Someone who donated tier for awhile once said somewhat disparagingly that Botany's Grove, which is a sort of Celtic Glen as conceived by Penn Yan, New York on Lake Keuka (once it got out of Foolish Frost's ownership into my hands lol), reminded him of "A fishing camp in East Texas." Well, that's what it's all about. I want it to look like a fishing camp in East Texas lol. I even added the fishing game recently to help that effect. Somebody who needs tinkly ambience space music and some rocks up in the sky with particles can go to Shinda.

BTW we have a sky temple with space stuff too in Columbia, it gets some of the biggest donations and fan letters because it's just cool.

Another popular spot is the Tethys Wolf Grove, which is just a Julia Hathor grotto thing plunked down way high on an old Linden-made mountain back in the day when 40 meter terraforming wasn't feared. People love going there and now there's an even more cool build there sponsored by the Super Babenco Brothers or whatever those land barons are called, it's got a huge castle and winding rope bridge through the mountains. That's the sort of thing I'd buy if I had the money and time.

But...I learned my lesson the hard way in my SL youth. I once did buy the entire sim of Tethys just for its sheer coolness factor -- hugely high mountains, Linden water and Linden road running through it with rafts and rapids put in by Ben Linden, and some flatter waterfront. First, I turned it into a combat sim, but I was too ignorant of how to run a combat sim -- I had merely a vague notion that I was going to send all my tenants who felt like shooting or any newbs who shot me there, to sort of let them have a place to go that wasn't the Linden combat -- this was before Clubside put in his combat sim.

I had this idea that if I gave people building powers they'd make cool forts and stuff. They didn't. I've learned now about 4 times after putting out free areas or $1/prim areas where experimentalism is encouraged that I don't really get many people -- that is, I can say that I was able to sponsor people like Jessica Qin or Aliasi Stonebender back in the day because of these cheap building experimental zones, but most people do NOT want to experiment; they want some framework within which they can be safe amateurs. And that's ok.

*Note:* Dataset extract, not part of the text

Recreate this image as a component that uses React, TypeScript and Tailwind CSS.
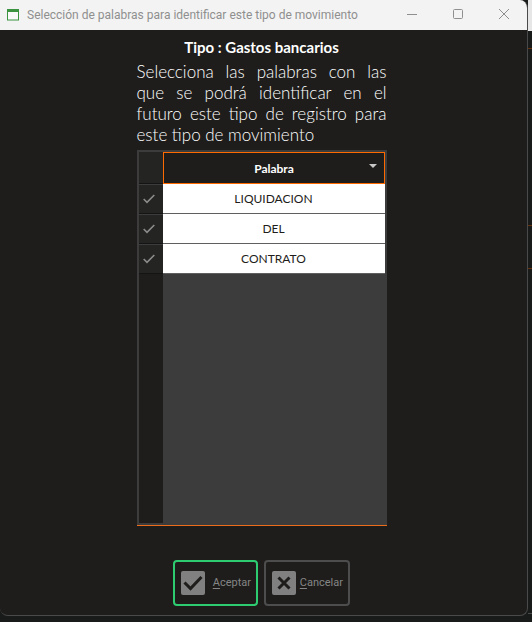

I next rented out Tethys here and there a few months to people who wanted a honeymoon for two weeks or a prototyping sim for a month, but it wasn't steady. So I then turned Tethys into a big land preserve, and furries took it over, which was ok, but then I was there with tier to pay on the thing -- how? tips don't cut it. So then I was trying to figure out how to put condos up, and then the economy really tanked with the GOMing of GOM, the move to the $1000 whole sim auctions (the opensim equivalent land glut in its day), etc. So I had to be ruthless and sell it off.

I had bought it from someone who had basically overpriced it, and I had to sell it to Anshe for less than I paid -- and she didn't stick to her original claim that she'd sell it as a whole piece. She chopped it all up, so the morning after seeing the chop, I felt compelled to buy back two pieces (nothing more stupid than buying back your own sold land, which I've twice done in SL -- dumb!).

Soon, the Navy Alliance people bought it (the woman who later died in RL), the Tibetans, and Lordfly or something -- and that just shows you that in order to be creative people don't want to move into someone else's land preserve, and pay even a tip; they want *ownership*.

I learned so many lessons about land in SL through that bitter debacle and I continue to learn them. I cut back on my land preserve further after that as I discovered people don't really want free open land, as much as they bitch about the lack of such a thing on the forums. They want someone else to pay for them to take over land that they do what they want on.

Candy Cerveau

Glad you made it in for a visit, Prokofy! Apologies for closing the sim on you, we were just doing a stress test and hadn't planned to leave it open for long since we still have some tweaks and additions left to do - and apparently underestimated the interest... ;)

We're definitely not the usual corporate thing - just two designers who love the books and the movie and wanted to bring Oz to life when we built our main stores. Our main goal was to take the concept of Oz and add a twist so that the places were immediately recognizable, yet different from previous interpretations of the books.

I am a huge fan of the books (The sim name "Magic of Oz" comes from the name of book 13 in the series) and took many of my basic ideas from them. I tried to include as much as possible while still keeping it functional as a commercial sim. The fact that the books are in the public domain while the movie remains under copyright also made the decision not to replicate too many images from the movie an easy one ;) There will be some homages to the movie of course, since its iconic status can't be denied and more people are familiar with that version of the story.

Desmond, I would dearly have loved to make our Oz a multisim project and we may still do so if the sim is as successful as I hope it will be. But I didn't want to sink another $1000 or so into the project to have 4 OS along with this one until I knew it was justified.

I wanted to own my Oz. Truly own it, not lease from another resident so buying a full sim was the only option. I have lost rental land due to landowners going under, leaving SL, or just having an emotional meltdown and deleting their entire build in a childish fit. I decided that if I was going to commit to an entire sim, I was going to have complete control, heh!

I appreciate your positive comments about the sim and I hope you get a chance to swing back by once we are open and fully operational :)

Desmond Shang

Candy, I see a lot of success in the future of your project, and I would say: be prepared to expand your vision greatly.

It would be wise to ensure that something of that scope and vision be maintained financially by the principals - fully agree with you there. But expanding, if done right, won't cost you a red cent. Offer void regions under a carefully crafted covenant, maintain some tier reserve capital, then unleash the creativity of thousands of people to realise your dream.

Crap Mariner

I need to check out this Oz place. Thanks for pointing it out.